Work required -> Quote the listing in full, exactly as given, minus any pictures.

■ ■ ■ ■

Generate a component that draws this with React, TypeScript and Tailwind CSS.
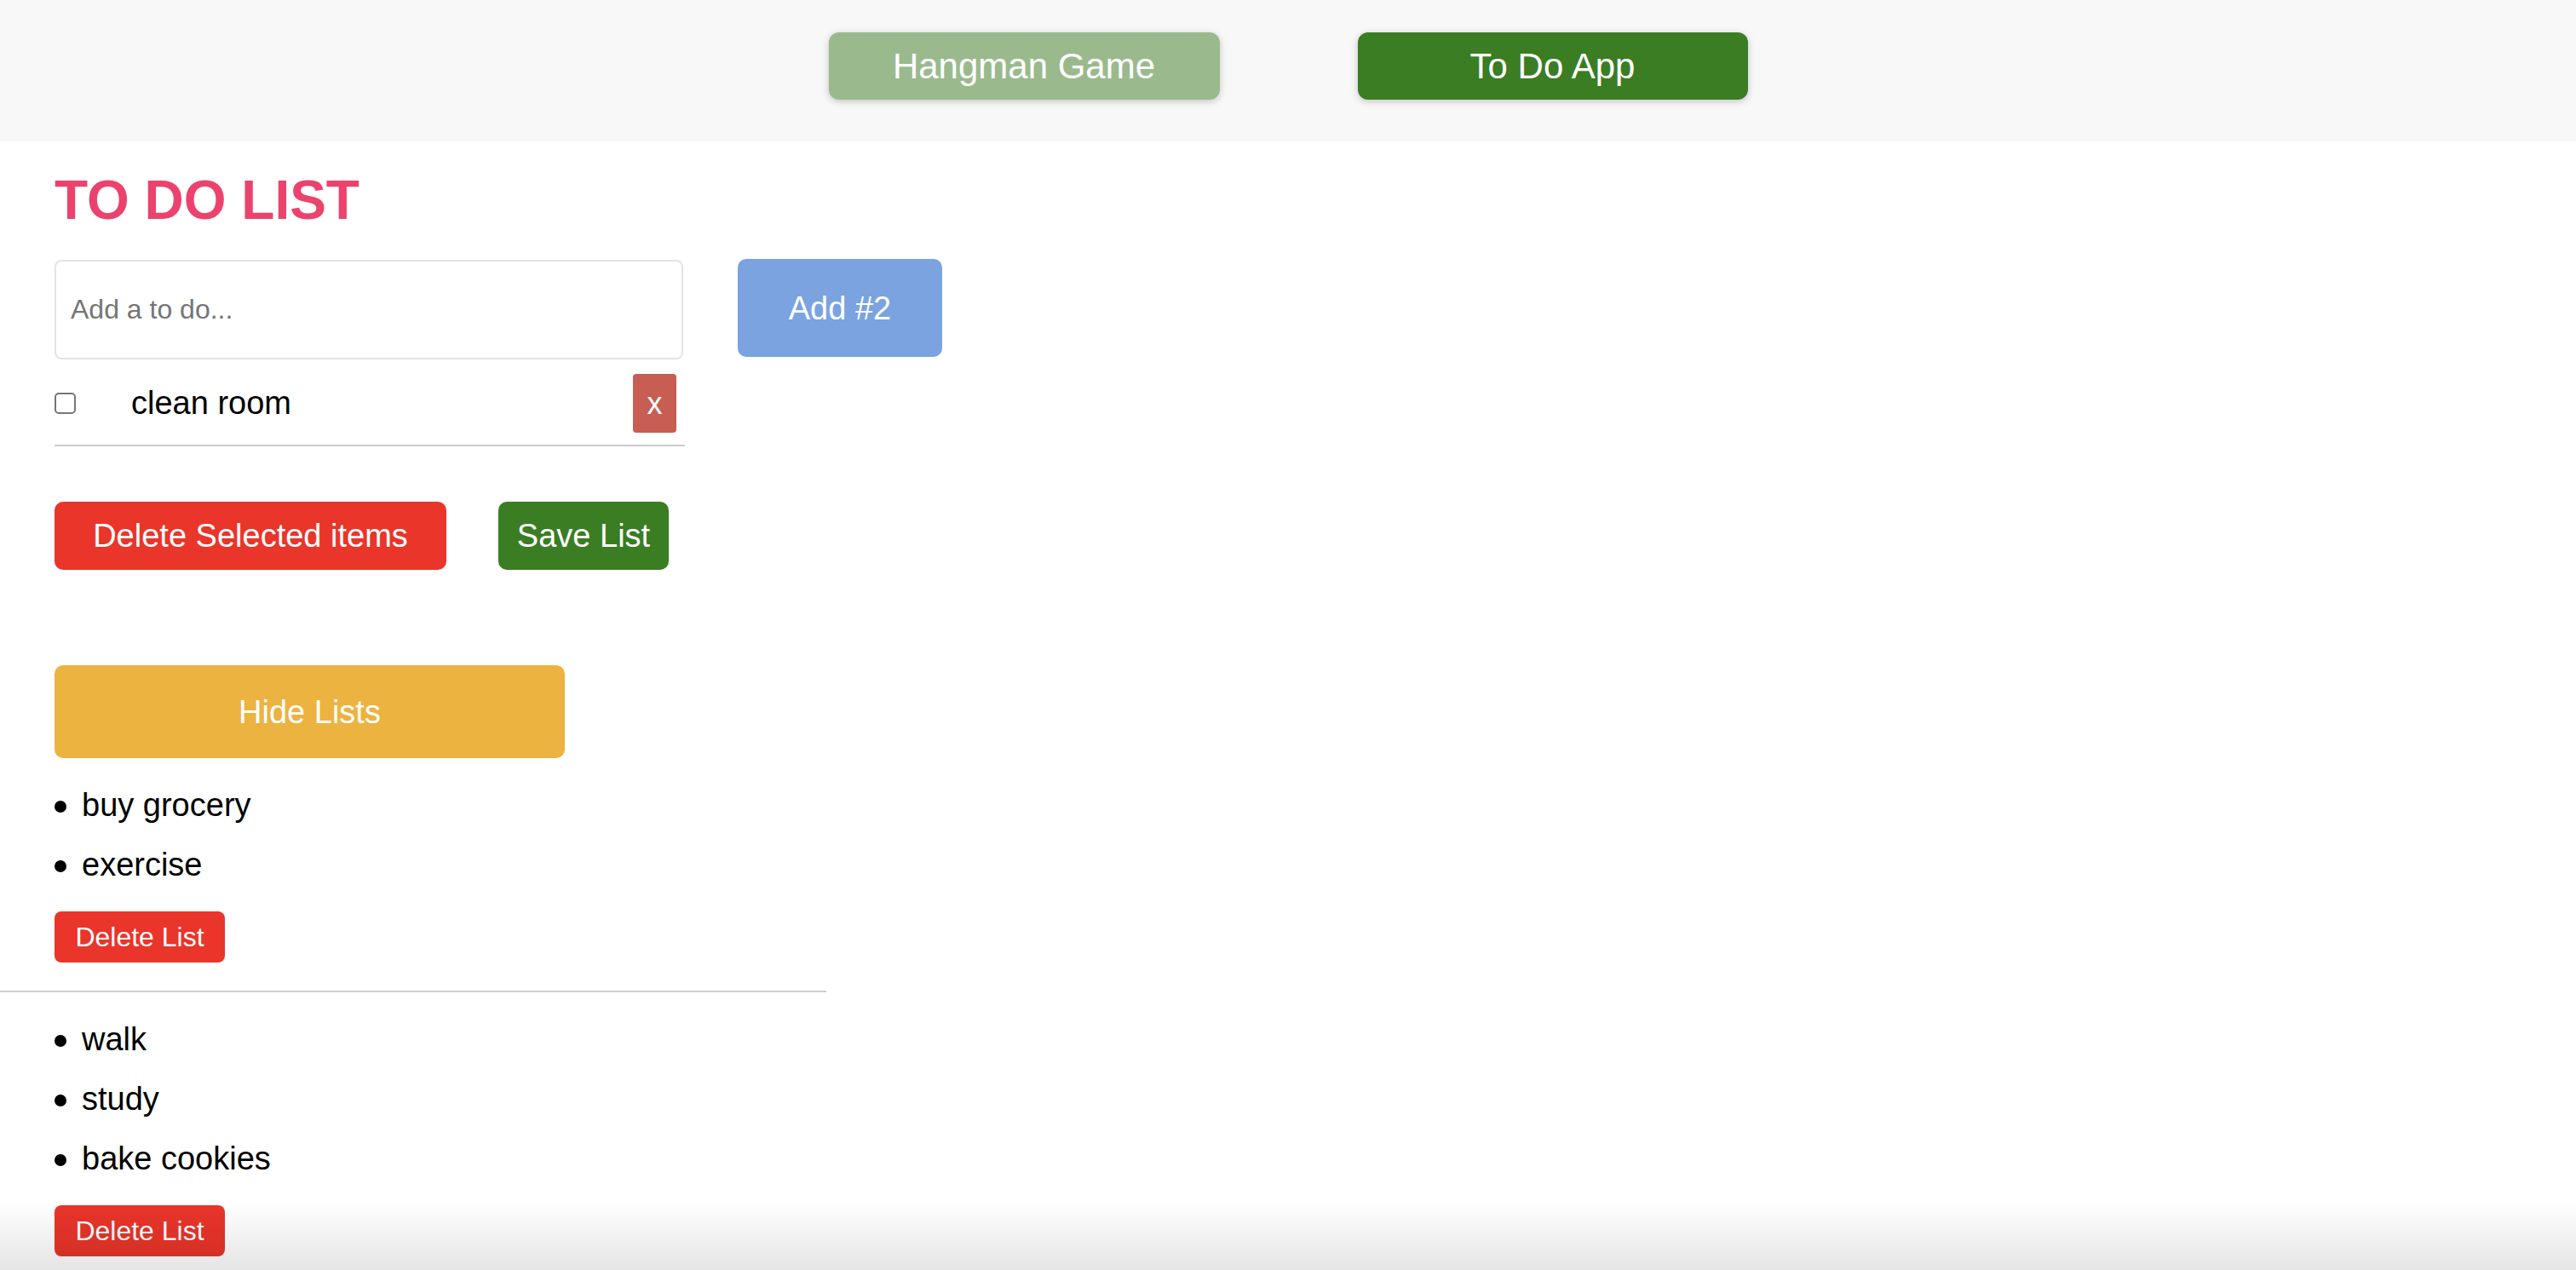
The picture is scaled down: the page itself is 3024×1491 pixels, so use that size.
import React from "react";

function ListBlock({ items }: { items: string[] }) {
  return (
    <div className="flex flex-col pl-[64px]">
      <ul className="mt-[20px] flex flex-col">
        {items.map((t) => (
          <li key={t} className="h-[70px] flex items-center text-[38px] text-black">
            <span className="w-[14px] h-[14px] rounded-full bg-black mr-[18px] mt-[4px]" />
            <span>{t}</span>
          </li>
        ))}
      </ul>
      <button className="mt-[20px] w-[200px] h-[60px] rounded-[8px] bg-[#e9352a] text-white text-[32px] leading-none">
        Delete List
      </button>
    </div>
  );
}

export default function App() {
  return (
    <div className="min-h-screen bg-white font-['Liberation_Sans',Arial,sans-serif] relative">
      <header className="h-[166px] bg-[#f8f8f8] flex justify-center items-start pt-[38px] gap-[162px]">
        <button className="w-[459px] h-[79px] rounded-[12px] bg-[#9aba8d] text-white text-[42px] leading-none shadow-[0_2px_8px_rgba(0,0,0,0.22)]">
          Hangman Game
        </button>
        <button className="w-[458px] h-[79px] rounded-[12px] bg-[#3a7d23] text-white text-[42px] leading-none shadow-[0_2px_8px_rgba(0,0,0,0.22)]">
          To Do App
        </button>
      </header>

      <main className="flex flex-col">
        <h1 className="mt-[32px] ml-[64px] text-[64px] leading-[74px] font-bold text-[#eb436d]">TO DO LIST</h1>

        <div className="mt-[33px] ml-[64px] flex items-start gap-[62px]">
          <div className="w-[740px] flex flex-col">
            <input
              placeholder="Add a to do..."
              className="w-[738px] h-[117px] border-2 border-[#e4e4e4] rounded-[8px] pl-[17px] text-[32px] text-black placeholder:text-[#757575] outline-none"
            />
            <div className="pt-[17px] pb-[14px] border-b-2 border-[#cccccc]">
              <div className="h-[69px] flex items-center">
                <input
                  type="checkbox"
                  className="appearance-none w-[25px] h-[25px] border-2 border-[#767676] rounded-[5px] bg-white"
                />
                <span className="ml-[65px] text-[38px] text-black">clean room</span>
                <button className="ml-auto mr-[10px] w-[51px] h-[69px] rounded-[4px] bg-[#c75d53] text-white text-[36px] leading-none">
                  x
                </button>
              </div>
            </div>
          </div>
          <button className="mt-[-1px] w-[240px] h-[115px] rounded-[10px] bg-[#7aa3e0] text-white text-[38px] leading-none">
            Add #2
          </button>
        </div>

        <div className="mt-[65px] ml-[64px] flex items-center gap-[61px]">
          <button className="w-[460px] h-[80px] rounded-[10px] bg-[#e9352a] text-white text-[38px] leading-none">
            Delete Selected items
          </button>
          <button className="w-[200px] h-[80px] rounded-[10px] bg-[#3a7d23] text-white text-[38px] leading-none">
            Save List
          </button>
        </div>

        <div className="mt-[112px] ml-[64px]">
          <button className="w-[599px] h-[109px] rounded-[10px] bg-[#ecb341] text-white text-[38px] leading-none">
            Hide Lists
          </button>
        </div>

        <ListBlock items={["buy grocery", "exercise"]} />
        <div className="mt-[33px] w-[970px] border-t-2 border-[#cccccc]" />
        <ListBlock items={["walk", "study", "bake cookies"]} />
      </main>

      <div className="pointer-events-none fixed bottom-0 left-0 right-0 h-[80px] bg-[linear-gradient(to_bottom,rgba(0,0,0,0),rgba(0,0,0,0.1))]" />
    </div>
  );
}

■ ■ ■ ■

Task answer ->
Generate a component that draws this with React, TypeScript and Tailwind CSS.
The picture is scaled down: the page itself is 3024×1491 pixels, so use that size.
import React from "react";

function ListBlock({ items }: { items: string[] }) {
  return (
    <div className="flex flex-col pl-[64px]">
      <ul className="mt-[20px] flex flex-col">
        {items.map((t) => (
          <li key={t} className="h-[70px] flex items-center text-[38px] text-black">
            <span className="w-[14px] h-[14px] rounded-full bg-black mr-[18px] mt-[4px]" />
            <span>{t}</span>
          </li>
        ))}
      </ul>
      <button className="mt-[20px] w-[200px] h-[60px] rounded-[8px] bg-[#e9352a] text-white text-[32px] leading-none">
        Delete List
      </button>
    </div>
  );
}

export default function App() {
  return (
    <div className="min-h-screen bg-white font-['Liberation_Sans',Arial,sans-serif] relative">
      <header className="h-[166px] bg-[#f8f8f8] flex justify-center items-start pt-[38px] gap-[162px]">
        <button className="w-[459px] h-[79px] rounded-[12px] bg-[#9aba8d] text-white text-[42px] leading-none shadow-[0_2px_8px_rgba(0,0,0,0.22)]">
          Hangman Game
        </button>
        <button className="w-[458px] h-[79px] rounded-[12px] bg-[#3a7d23] text-white text-[42px] leading-none shadow-[0_2px_8px_rgba(0,0,0,0.22)]">
          To Do App
        </button>
      </header>

      <main className="flex flex-col">
        <h1 className="mt-[32px] ml-[64px] text-[64px] leading-[74px] font-bold text-[#eb436d]">TO DO LIST</h1>

        <div className="mt-[33px] ml-[64px] flex items-start gap-[62px]">
          <div className="w-[740px] flex flex-col">
            <input
              placeholder="Add a to do..."
              className="w-[738px] h-[117px] border-2 border-[#e4e4e4] rounded-[8px] pl-[17px] text-[32px] text-black placeholder:text-[#757575] outline-none"
            />
            <div className="pt-[17px] pb-[14px] border-b-2 border-[#cccccc]">
              <div className="h-[69px] flex items-center">
                <input
                  type="checkbox"
                  className="appearance-none w-[25px] h-[25px] border-2 border-[#767676] rounded-[5px] bg-white"
                />
                <span className="ml-[65px] text-[38px] text-black">clean room</span>
                <button className="ml-auto mr-[10px] w-[51px] h-[69px] rounded-[4px] bg-[#c75d53] text-white text-[36px] leading-none">
                  x
                </button>
              </div>
            </div>
          </div>
          <button className="mt-[-1px] w-[240px] h-[115px] rounded-[10px] bg-[#7aa3e0] text-white text-[38px] leading-none">
            Add #2
          </button>
        </div>

        <div className="mt-[65px] ml-[64px] flex items-center gap-[61px]">
          <button className="w-[460px] h-[80px] rounded-[10px] bg-[#e9352a] text-white text-[38px] leading-none">
            Delete Selected items
          </button>
          <button className="w-[200px] h-[80px] rounded-[10px] bg-[#3a7d23] text-white text-[38px] leading-none">
            Save List
          </button>
        </div>

        <div className="mt-[112px] ml-[64px]">
          <button className="w-[599px] h-[109px] rounded-[10px] bg-[#ecb341] text-white text-[38px] leading-none">
            Hide Lists
          </button>
        </div>

        <ListBlock items={["buy grocery", "exercise"]} />
        <div className="mt-[33px] w-[970px] border-t-2 border-[#cccccc]" />
        <ListBlock items={["walk", "study", "bake cookies"]} />
      </main>

      <div className="pointer-events-none fixed bottom-0 left-0 right-0 h-[80px] bg-[linear-gradient(to_bottom,rgba(0,0,0,0),rgba(0,0,0,0.1))]" />
    </div>
  );
}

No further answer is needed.